Menu

header photo

September 26, 2016 “Tiny House”

 

My husband and I are constantly amazed at the number of references we hear to
“tiny house” and “tiny house” movement.  We laugh and think back to our early life together—to our decision to be married while still attending a private liberal arts college and the financial picture that that decision painted for the two of us. 

            We were in love and happy, and our decision made perfect sense to us but not necessarily to our two sets of parents!  After all we were first-generation-to-go-to-college people, and our parents had great ambitions for us.  We were to graduate, get good jobs, make good salaries, buy nice houses, raise successful children and so on and so on.  They were dismayed that our decision to be married while still in college might sidetrack us, might take us off the path of education, good jobs, and all the rest.

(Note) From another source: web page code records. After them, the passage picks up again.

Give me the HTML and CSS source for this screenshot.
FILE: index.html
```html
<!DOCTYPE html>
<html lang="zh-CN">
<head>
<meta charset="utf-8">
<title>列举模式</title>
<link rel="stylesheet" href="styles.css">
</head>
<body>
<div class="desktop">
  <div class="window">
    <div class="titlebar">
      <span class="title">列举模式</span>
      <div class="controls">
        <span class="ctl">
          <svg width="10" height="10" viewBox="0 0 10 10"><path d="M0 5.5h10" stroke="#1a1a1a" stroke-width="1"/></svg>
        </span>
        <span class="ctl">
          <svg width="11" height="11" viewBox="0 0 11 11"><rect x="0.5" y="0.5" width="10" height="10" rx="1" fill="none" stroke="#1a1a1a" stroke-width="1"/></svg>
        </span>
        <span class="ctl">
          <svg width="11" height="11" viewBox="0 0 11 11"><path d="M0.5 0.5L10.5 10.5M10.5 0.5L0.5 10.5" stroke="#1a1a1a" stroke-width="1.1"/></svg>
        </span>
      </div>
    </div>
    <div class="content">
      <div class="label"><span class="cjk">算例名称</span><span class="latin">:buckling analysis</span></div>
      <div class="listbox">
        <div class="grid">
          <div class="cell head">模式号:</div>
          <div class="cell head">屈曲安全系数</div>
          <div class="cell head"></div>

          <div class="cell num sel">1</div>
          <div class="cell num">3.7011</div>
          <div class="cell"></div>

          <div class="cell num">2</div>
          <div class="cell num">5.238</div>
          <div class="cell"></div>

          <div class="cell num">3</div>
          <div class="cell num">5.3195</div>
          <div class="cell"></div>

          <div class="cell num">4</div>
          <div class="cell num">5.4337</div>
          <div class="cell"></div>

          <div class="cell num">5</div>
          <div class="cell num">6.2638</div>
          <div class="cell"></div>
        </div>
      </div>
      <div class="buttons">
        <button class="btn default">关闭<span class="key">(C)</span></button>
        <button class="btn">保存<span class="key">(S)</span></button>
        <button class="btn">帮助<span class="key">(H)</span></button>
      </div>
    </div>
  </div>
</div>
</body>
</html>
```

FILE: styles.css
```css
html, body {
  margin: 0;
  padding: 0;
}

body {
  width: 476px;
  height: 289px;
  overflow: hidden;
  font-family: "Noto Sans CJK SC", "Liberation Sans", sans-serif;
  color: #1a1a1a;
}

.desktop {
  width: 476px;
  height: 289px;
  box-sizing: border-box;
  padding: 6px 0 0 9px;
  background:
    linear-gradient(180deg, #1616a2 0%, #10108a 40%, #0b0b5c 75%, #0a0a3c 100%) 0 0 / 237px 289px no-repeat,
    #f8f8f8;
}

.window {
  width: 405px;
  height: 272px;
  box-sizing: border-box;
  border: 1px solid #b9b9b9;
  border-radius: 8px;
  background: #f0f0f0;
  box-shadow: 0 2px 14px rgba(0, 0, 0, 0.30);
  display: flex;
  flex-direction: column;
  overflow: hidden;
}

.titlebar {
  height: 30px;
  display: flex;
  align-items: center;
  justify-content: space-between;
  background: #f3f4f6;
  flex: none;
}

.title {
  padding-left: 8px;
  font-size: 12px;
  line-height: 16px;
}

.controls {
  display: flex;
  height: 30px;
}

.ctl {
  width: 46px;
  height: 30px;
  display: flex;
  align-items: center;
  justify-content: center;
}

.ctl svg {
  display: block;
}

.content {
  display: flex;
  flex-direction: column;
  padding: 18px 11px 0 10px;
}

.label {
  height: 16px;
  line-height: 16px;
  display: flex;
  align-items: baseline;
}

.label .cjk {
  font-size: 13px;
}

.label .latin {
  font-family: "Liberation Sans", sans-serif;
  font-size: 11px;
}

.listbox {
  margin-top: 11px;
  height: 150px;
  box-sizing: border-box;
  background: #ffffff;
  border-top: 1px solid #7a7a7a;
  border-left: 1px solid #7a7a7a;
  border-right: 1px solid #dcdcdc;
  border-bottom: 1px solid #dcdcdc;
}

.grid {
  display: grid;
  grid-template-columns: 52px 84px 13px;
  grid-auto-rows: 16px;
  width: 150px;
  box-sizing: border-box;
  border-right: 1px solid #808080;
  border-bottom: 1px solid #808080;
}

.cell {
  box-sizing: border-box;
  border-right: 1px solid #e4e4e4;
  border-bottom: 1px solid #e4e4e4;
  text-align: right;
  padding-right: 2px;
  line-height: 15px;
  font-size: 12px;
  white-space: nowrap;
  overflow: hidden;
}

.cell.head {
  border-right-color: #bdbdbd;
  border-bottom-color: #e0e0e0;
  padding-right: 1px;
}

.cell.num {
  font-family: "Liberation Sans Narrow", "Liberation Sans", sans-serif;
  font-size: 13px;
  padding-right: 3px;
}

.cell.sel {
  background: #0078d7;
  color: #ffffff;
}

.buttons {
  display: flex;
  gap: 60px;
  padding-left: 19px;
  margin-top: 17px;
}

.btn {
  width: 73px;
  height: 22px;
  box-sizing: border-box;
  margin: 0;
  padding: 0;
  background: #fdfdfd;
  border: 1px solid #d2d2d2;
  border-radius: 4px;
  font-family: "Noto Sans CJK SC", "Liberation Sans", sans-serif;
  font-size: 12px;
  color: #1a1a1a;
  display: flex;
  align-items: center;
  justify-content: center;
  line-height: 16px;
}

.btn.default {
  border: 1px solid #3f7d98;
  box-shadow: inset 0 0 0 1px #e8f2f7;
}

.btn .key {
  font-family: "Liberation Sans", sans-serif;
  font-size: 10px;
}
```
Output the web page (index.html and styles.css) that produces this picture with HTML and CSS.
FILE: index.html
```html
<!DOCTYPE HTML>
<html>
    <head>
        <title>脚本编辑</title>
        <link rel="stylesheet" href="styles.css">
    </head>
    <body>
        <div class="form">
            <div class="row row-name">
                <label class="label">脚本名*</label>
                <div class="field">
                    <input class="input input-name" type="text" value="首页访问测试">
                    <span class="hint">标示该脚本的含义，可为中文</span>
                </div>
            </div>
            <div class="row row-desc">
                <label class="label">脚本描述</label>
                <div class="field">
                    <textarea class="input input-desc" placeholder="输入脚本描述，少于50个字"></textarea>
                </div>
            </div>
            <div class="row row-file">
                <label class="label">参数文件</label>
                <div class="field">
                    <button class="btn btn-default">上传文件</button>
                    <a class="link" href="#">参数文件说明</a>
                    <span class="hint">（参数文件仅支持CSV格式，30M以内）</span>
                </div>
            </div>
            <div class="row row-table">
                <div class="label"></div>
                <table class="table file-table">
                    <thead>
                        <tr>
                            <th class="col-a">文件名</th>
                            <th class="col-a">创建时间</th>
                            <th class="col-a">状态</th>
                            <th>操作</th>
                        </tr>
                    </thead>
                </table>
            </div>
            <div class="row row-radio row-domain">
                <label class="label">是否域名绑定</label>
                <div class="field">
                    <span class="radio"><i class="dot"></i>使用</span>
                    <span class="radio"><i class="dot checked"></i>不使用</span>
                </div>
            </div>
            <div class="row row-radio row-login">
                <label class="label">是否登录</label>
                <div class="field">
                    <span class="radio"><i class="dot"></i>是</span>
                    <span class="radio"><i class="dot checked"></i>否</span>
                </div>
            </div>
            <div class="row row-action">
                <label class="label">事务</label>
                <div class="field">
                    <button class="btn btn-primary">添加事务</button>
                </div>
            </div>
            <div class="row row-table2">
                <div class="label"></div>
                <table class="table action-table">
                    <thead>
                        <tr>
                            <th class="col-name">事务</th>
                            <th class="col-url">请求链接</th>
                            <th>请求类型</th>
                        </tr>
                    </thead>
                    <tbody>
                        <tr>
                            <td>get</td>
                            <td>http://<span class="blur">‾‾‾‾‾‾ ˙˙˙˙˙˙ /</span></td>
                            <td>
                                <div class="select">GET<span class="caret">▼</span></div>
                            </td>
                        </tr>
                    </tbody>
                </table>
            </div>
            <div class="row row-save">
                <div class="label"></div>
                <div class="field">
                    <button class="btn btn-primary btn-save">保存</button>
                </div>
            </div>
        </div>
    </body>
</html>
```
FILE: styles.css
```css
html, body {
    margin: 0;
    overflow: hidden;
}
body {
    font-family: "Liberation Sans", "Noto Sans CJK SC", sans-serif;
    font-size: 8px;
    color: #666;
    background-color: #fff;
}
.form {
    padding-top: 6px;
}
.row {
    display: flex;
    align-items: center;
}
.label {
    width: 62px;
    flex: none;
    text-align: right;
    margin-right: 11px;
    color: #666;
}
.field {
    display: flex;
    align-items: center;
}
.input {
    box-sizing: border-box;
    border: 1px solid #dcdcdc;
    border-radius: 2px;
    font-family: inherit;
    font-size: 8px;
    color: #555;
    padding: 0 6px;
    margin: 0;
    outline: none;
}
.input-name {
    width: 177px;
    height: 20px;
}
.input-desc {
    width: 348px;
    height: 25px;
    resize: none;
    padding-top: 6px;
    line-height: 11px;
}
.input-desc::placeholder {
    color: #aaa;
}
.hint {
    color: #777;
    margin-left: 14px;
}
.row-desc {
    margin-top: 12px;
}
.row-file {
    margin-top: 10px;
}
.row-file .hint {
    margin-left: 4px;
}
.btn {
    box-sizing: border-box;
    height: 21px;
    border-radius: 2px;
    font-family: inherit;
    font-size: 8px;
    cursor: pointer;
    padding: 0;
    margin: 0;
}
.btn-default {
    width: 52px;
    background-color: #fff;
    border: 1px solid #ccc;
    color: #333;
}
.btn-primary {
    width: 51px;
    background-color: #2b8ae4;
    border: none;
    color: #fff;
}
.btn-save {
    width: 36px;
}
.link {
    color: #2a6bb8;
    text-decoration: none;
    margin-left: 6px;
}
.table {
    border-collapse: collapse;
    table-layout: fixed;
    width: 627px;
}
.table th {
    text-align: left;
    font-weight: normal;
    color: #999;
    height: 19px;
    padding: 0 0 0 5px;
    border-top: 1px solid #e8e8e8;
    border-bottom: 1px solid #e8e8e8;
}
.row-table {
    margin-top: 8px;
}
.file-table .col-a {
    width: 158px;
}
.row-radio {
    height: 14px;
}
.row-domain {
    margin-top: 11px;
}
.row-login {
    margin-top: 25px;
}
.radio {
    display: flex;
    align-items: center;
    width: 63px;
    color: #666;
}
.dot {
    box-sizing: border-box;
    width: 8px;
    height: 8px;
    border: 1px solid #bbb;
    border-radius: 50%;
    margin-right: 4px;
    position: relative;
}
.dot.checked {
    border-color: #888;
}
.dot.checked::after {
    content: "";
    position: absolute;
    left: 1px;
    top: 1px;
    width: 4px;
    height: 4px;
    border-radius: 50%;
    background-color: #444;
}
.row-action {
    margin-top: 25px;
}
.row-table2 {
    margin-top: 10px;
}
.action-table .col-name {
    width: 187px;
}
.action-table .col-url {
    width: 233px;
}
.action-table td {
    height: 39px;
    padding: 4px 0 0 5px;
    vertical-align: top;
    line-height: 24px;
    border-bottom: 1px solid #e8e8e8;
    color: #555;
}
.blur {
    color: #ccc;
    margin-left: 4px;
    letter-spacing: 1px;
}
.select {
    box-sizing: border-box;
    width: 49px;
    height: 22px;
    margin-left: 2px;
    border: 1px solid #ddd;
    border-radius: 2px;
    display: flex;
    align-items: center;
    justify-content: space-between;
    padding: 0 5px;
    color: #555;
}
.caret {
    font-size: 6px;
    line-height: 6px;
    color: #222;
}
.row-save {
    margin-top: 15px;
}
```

            Despite our parents’ disapproval we found a way to make our situation work.  We found our own version of “tiny house.”  We called it a mobile home.  We took savings and bought the mobile home from a professor who was moving away.  Then our primary cost for housing was about $17 a month—the cost for water as well as for parking the mobile home.  Maybe in those early days we had something in common with “tiny house” kinds of people, although I’m sure there is a great deal of variety in motivations to what attracts people to “tiny houses.”

            Our modern culture has much of an accent placed upon “me” and “mine.”  “Tiny house” people may have some of that accent as well.  For instance, the motivation may be, “I want to avoid the stress and strain a huge mortgage places on me.”  “I want freedom to not be trapped in a job I hate simply because I have huge indebtedness.”  “I want to afford a certain lifestyle—travel, recreation, time with my friends—and having a “tiny house” helps me create that kind of lifestyle for myself.”

            Sometimes, however, the accent falls in other places.  Sometimes I hear someone comment, “Having a tiny house—having only what I need rather than what I might want—helps me to be free.   Without having a huge debt load, I can find ways of giving back to the world.  I can make a difference in the world around me.”

            True confession—we no longer live in the mobile home we bought in college.  True confession—we have a mortgage, and we are working hard to pay off indebtedness and prepare for retirement, but we understand that God calls us to place the emphasis in our lives not on money or acquiring things but on service to others.

 I will continue to marvel at the “tiny house” movement.  I will watch designers as they contemplate infinite use for allotted space.  I will applaud every effort at making “tiny house” aesthetically pleasing.  Most of all I will stand up and take notice as I hear testimony to the freedom “tiny houses” and debt-free living can provide for us to make a difference in our world!